> **Information shown**
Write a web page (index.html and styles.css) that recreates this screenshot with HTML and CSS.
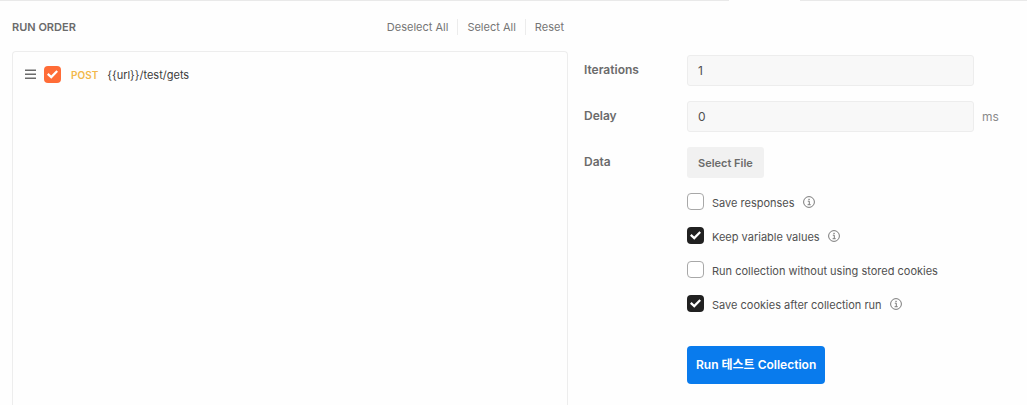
FILE: index.html
```html
<!DOCTYPE html>
<html lang="en">
<head>
<meta charset="utf-8">
<title>Collection Runner</title>
<link rel="stylesheet" href="styles.css">
</head>
<body>
<svg class="defs" aria-hidden="true">
  <symbol id="info" viewBox="0 0 12 12">
    <circle cx="6" cy="6" r="5.4" fill="none" stroke="currentColor"/>
    <path d="M4.8 5.2H6.3V8.6M4.6 8.7H7.7" fill="none" stroke="currentColor"/>
    <rect x="5.4" y="2.8" width="1.3" height="1.3" fill="currentColor"/>
  </symbol>
</svg>
<div class="tab-edge"><span class="edge edge-left"></span><span class="edge edge-right"></span></div>
<main class="runner">
  <section class="order">
    <header class="order-header">
      <h1 class="title">RUN ORDER</h1>
      <nav class="actions">
        <button class="action" type="button">Deselect All</button>
        <button class="action" type="button">Select All</button>
        <button class="action" type="button">Reset</button>
      </nav>
    </header>
    <div class="requests">
      <div class="request">
        <svg class="grip" viewBox="0 0 11 11" aria-hidden="true"><path d="M0 1.2H11M0 5.2H11M0 9.2H11" stroke="currentColor" stroke-width="1.6"/></svg>
        <input class="check accent" type="checkbox" id="req" checked>
        <label class="request-label" for="req"><span class="method">POST</span><span>{{url}}/test/gets</span></label>
      </div>
    </div>
  </section>
  <form class="settings">
    <div class="field">
      <label class="label" for="iterations">Iterations</label>
      <input class="text" id="iterations" type="text" value="1">
      <span class="unit"></span>
    </div>
    <div class="field">
      <label class="label" for="delay">Delay</label>
      <input class="text" id="delay" type="text" value="0">
      <span class="unit">ms</span>
    </div>
    <div class="field">
      <label class="label" for="file">Data</label>
      <button class="file" id="file" type="button">Select File</button>
    </div>
    <div class="options">
      <div class="option">
        <input class="check" type="checkbox" id="responses"><label for="responses">Save responses</label>
        <svg class="info"><use href="#info"/></svg>
      </div>
      <div class="option">
        <input class="check" type="checkbox" id="keep" checked><label for="keep">Keep variable values</label>
        <svg class="info"><use href="#info"/></svg>
      </div>
      <div class="option">
        <input class="check" type="checkbox" id="without"><label for="without">Run collection without using stored cookies</label>
      </div>
      <div class="option">
        <input class="check" type="checkbox" id="cookies" checked><label for="cookies">Save cookies after collection run</label>
        <svg class="info"><use href="#info"/></svg>
      </div>
      <button class="run" type="button">Run 테스트 Collection</button>
    </div>
  </form>
</main>
</body>
</html>
```

FILE: styles.css
```css
* { box-sizing: border-box; }
body {
  margin: 0;
  min-height: 100vh;
  display: flex;
  flex-direction: column;
  background: #fefefe;
  color: #505050;
  font: 11px/16px Inter, "Noto Sans CJK KR", sans-serif;
}
button, input { font: inherit; margin: 0; }
button { border: 0; cursor: pointer; }
.defs { display: none; }
.tab-edge { display: flex; justify-content: space-between; gap: 71px; height: 1px; }
.edge { background: #e9e9e9; }
.edge-left { flex: 729; }
.edge-right { flex: 227; }
.runner {
  flex: 1;
  display: grid;
  grid-template-columns: 556fr 431fr;
  gap: 16px;
  padding: 0 12px;
}
.order { display: flex; flex-direction: column; }
.order-header {
  display: flex;
  align-items: center;
  justify-content: space-between;
  height: 50px;
  padding-top: 2px;
}
.title { margin: 0; font-size: 11px; font-weight: 600; color: #6b6b6b; }
.actions { display: flex; }
.action { padding: 0 9px; background: none; color: #757575; }
.action + .action { border-left: 1px solid #ececec; }
.action:last-child { padding-right: 4px; }
.requests {
  flex: 1;
  border: 1px solid #ededed;
  border-bottom: 0;
  border-radius: 4px 4px 0 0;
  padding: 14px 12px;
}
.request { display: flex; align-items: center; gap: 8px; }
.grip { width: 11px; height: 11px; color: #6b6b6b; }
.request-label { display: flex; gap: 9px; color: #3c3c3c; padding-left: 2px; }
.method { color: #f2b84b; font-size: 10px; font-weight: 600; }
.check {
  appearance: none;
  flex: none;
  width: 17px;
  height: 17px;
  border: 1px solid #a8a8a8;
  border-radius: 4px;
  background: #fff;
}
.check:checked {
  border: 0;
  background: #212121;
  display: grid;
  place-items: center;
}
.check:checked::before {
  content: "";
  width: 11px;
  height: 9px;
  background: #fff;
  clip-path: polygon(0 52%, 14% 34%, 38% 62%, 86% 4%, 100% 20%, 39% 96%);
}
.check.accent:checked { background-color: #ff6c37; }
.settings { display: flex; flex-direction: column; gap: 15px; padding-top: 54px; }
.field { display: flex; align-items: center; height: 31px; }
.label { width: 103px; padding-bottom: 2px; color: #6b6b6b; font-size: 12px; font-weight: 600; }
.text {
  flex: 1;
  min-width: 0;
  height: 31px;
  padding: 0 10px;
  border: 1px solid #ededed;
  border-radius: 3px;
  background: #f8f8f8;
  color: #505050;
  font-size: 12px;
}
.unit { width: 41px; padding-left: 8px; color: #8a8a8a; font-size: 12px; }
.file {
  height: 31px;
  padding: 0 11px;
  border-radius: 3px;
  background: #f1f1f1;
  color: #6b6b6b;
  font-weight: 600;
}
.options {
  display: flex;
  flex-direction: column;
  align-items: flex-start;
  gap: 17px;
  padding-left: 103px;
}
.option { display: flex; align-items: center; gap: 8px; height: 17px; }
.option label { padding-top: 3px; }
.info { width: 12px; height: 12px; color: #7a7a7a; }
.run {
  height: 38px;
  margin-top: 17px;
  padding: 0 9px;
  border-radius: 4px;
  background: #097bed;
  color: #fff;
  font-size: 12px;
  font-weight: 600;
}
```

> **Written problem**
Write the material out again exactly as it appears, dropping the pictures.

> **Response below**
Write a web page (index.html and styles.css) that recreates this screenshot with HTML and CSS.
FILE: index.html
```html
<!DOCTYPE html>
<html lang="en">
<head>
<meta charset="utf-8">
<title>Collection Runner</title>
<link rel="stylesheet" href="styles.css">
</head>
<body>
<svg class="defs" aria-hidden="true">
  <symbol id="info" viewBox="0 0 12 12">
    <circle cx="6" cy="6" r="5.4" fill="none" stroke="currentColor"/>
    <path d="M4.8 5.2H6.3V8.6M4.6 8.7H7.7" fill="none" stroke="currentColor"/>
    <rect x="5.4" y="2.8" width="1.3" height="1.3" fill="currentColor"/>
  </symbol>
</svg>
<div class="tab-edge"><span class="edge edge-left"></span><span class="edge edge-right"></span></div>
<main class="runner">
  <section class="order">
    <header class="order-header">
      <h1 class="title">RUN ORDER</h1>
      <nav class="actions">
        <button class="action" type="button">Deselect All</button>
        <button class="action" type="button">Select All</button>
        <button class="action" type="button">Reset</button>
      </nav>
    </header>
    <div class="requests">
      <div class="request">
        <svg class="grip" viewBox="0 0 11 11" aria-hidden="true"><path d="M0 1.2H11M0 5.2H11M0 9.2H11" stroke="currentColor" stroke-width="1.6"/></svg>
        <input class="check accent" type="checkbox" id="req" checked>
        <label class="request-label" for="req"><span class="method">POST</span><span>{{url}}/test/gets</span></label>
      </div>
    </div>
  </section>
  <form class="settings">
    <div class="field">
      <label class="label" for="iterations">Iterations</label>
      <input class="text" id="iterations" type="text" value="1">
      <span class="unit"></span>
    </div>
    <div class="field">
      <label class="label" for="delay">Delay</label>
      <input class="text" id="delay" type="text" value="0">
      <span class="unit">ms</span>
    </div>
    <div class="field">
      <label class="label" for="file">Data</label>
      <button class="file" id="file" type="button">Select File</button>
    </div>
    <div class="options">
      <div class="option">
        <input class="check" type="checkbox" id="responses"><label for="responses">Save responses</label>
        <svg class="info"><use href="#info"/></svg>
      </div>
      <div class="option">
        <input class="check" type="checkbox" id="keep" checked><label for="keep">Keep variable values</label>
        <svg class="info"><use href="#info"/></svg>
      </div>
      <div class="option">
        <input class="check" type="checkbox" id="without"><label for="without">Run collection without using stored cookies</label>
      </div>
      <div class="option">
        <input class="check" type="checkbox" id="cookies" checked><label for="cookies">Save cookies after collection run</label>
        <svg class="info"><use href="#info"/></svg>
      </div>
      <button class="run" type="button">Run 테스트 Collection</button>
    </div>
  </form>
</main>
</body>
</html>
```

FILE: styles.css
```css
* { box-sizing: border-box; }
body {
  margin: 0;
  min-height: 100vh;
  display: flex;
  flex-direction: column;
  background: #fefefe;
  color: #505050;
  font: 11px/16px Inter, "Noto Sans CJK KR", sans-serif;
}
button, input { font: inherit; margin: 0; }
button { border: 0; cursor: pointer; }
.defs { display: none; }
.tab-edge { display: flex; justify-content: space-between; gap: 71px; height: 1px; }
.edge { background: #e9e9e9; }
.edge-left { flex: 729; }
.edge-right { flex: 227; }
.runner {
  flex: 1;
  display: grid;
  grid-template-columns: 556fr 431fr;
  gap: 16px;
  padding: 0 12px;
}
.order { display: flex; flex-direction: column; }
.order-header {
  display: flex;
  align-items: center;
  justify-content: space-between;
  height: 50px;
  padding-top: 2px;
}
.title { margin: 0; font-size: 11px; font-weight: 600; color: #6b6b6b; }
.actions { display: flex; }
.action { padding: 0 9px; background: none; color: #757575; }
.action + .action { border-left: 1px solid #ececec; }
.action:last-child { padding-right: 4px; }
.requests {
  flex: 1;
  border: 1px solid #ededed;
  border-bottom: 0;
  border-radius: 4px 4px 0 0;
  padding: 14px 12px;
}
.request { display: flex; align-items: center; gap: 8px; }
.grip { width: 11px; height: 11px; color: #6b6b6b; }
.request-label { display: flex; gap: 9px; color: #3c3c3c; padding-left: 2px; }
.method { color: #f2b84b; font-size: 10px; font-weight: 600; }
.check {
  appearance: none;
  flex: none;
  width: 17px;
  height: 17px;
  border: 1px solid #a8a8a8;
  border-radius: 4px;
  background: #fff;
}
.check:checked {
  border: 0;
  background: #212121;
  display: grid;
  place-items: center;
}
.check:checked::before {
  content: "";
  width: 11px;
  height: 9px;
  background: #fff;
  clip-path: polygon(0 52%, 14% 34%, 38% 62%, 86% 4%, 100% 20%, 39% 96%);
}
.check.accent:checked { background-color: #ff6c37; }
.settings { display: flex; flex-direction: column; gap: 15px; padding-top: 54px; }
.field { display: flex; align-items: center; height: 31px; }
.label { width: 103px; padding-bottom: 2px; color: #6b6b6b; font-size: 12px; font-weight: 600; }
.text {
  flex: 1;
  min-width: 0;
  height: 31px;
  padding: 0 10px;
  border: 1px solid #ededed;
  border-radius: 3px;
  background: #f8f8f8;
  color: #505050;
  font-size: 12px;
}
.unit { width: 41px; padding-left: 8px; color: #8a8a8a; font-size: 12px; }
.file {
  height: 31px;
  padding: 0 11px;
  border-radius: 3px;
  background: #f1f1f1;
  color: #6b6b6b;
  font-weight: 600;
}
.options {
  display: flex;
  flex-direction: column;
  align-items: flex-start;
  gap: 17px;
  padding-left: 103px;
}
.option { display: flex; align-items: center; gap: 8px; height: 17px; }
.option label { padding-top: 3px; }
.info { width: 12px; height: 12px; color: #7a7a7a; }
.run {
  height: 38px;
  margin-top: 17px;
  padding: 0 9px;
  border-radius: 4px;
  background: #097bed;
  color: #fff;
  font-size: 12px;
  font-weight: 600;
}
```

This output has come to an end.